Ces tableaux effrayants et successifs nous montrent tour à tour la passivité de femmes contraintes et résignées, la brutalité épouvantable sur les coépouses, enfin l’acceptation, hommes et femmes ensemble ou presque, de toute une société patriarcale qui fait fi des volontés féminines avec la complicité même d’autres femmes attachées aux traditions et à un statut censé les protéger. Le fatalisme est la voie permanente d’un terrible attentat à la dignité humaine quotidiennement commis au nom de traditions multiséculaires, constate et dénonce Djaïli Amadou Amal.

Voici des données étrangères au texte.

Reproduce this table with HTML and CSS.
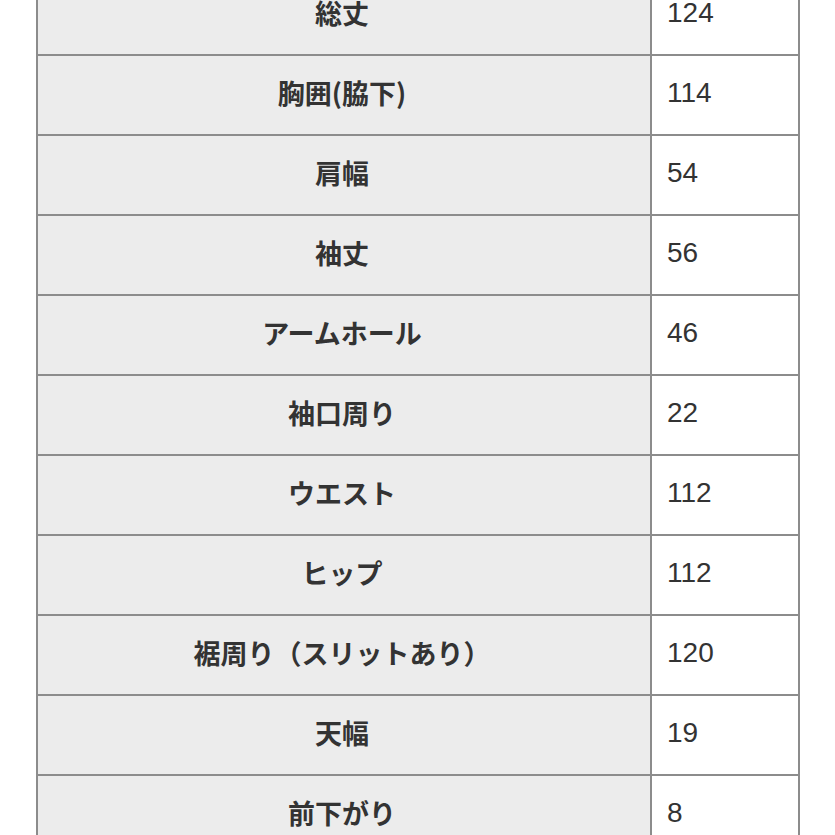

Ce texte terrible est de belle écriture. Et cette talentueuse romancière, Peule et musulmane, s’est engagée dans un combat féministe. Selon elle, « il est impossible de développer la société camerounaise en ignorant la moitié de sa population. C’est pourquoi je me bats pour que les filles aient le droit d’aller à l’école et d’apprendre un métier ». Son association « Femmes du Sahel » se veut révolutionnaire. Djaïli Amadou Amal parcourt le Cameroun pour faire évoluer les mentalités. Elle s’active aussi pour promouvoir ses motos-livres, ralliant les lieux les plus reculés du Sahel pour faire découvrir la lecture. Une passion qu’elle partage avec son mari, un auteur camerounais comme elle. « Il n’y a que par l’éducation des filles que l’on changera le monde. Le prix Goncourt des lycéens m’aidera à représenter cette voix. Les jeunes symbolisent l’avenir, alors les savoir sensibles à la violence faite aux femmes nous promet de beaux lendemains. » Djaïli Amadou Amal est la magnifique voix de ces femmes humiliées, celle des sans-voix précisément.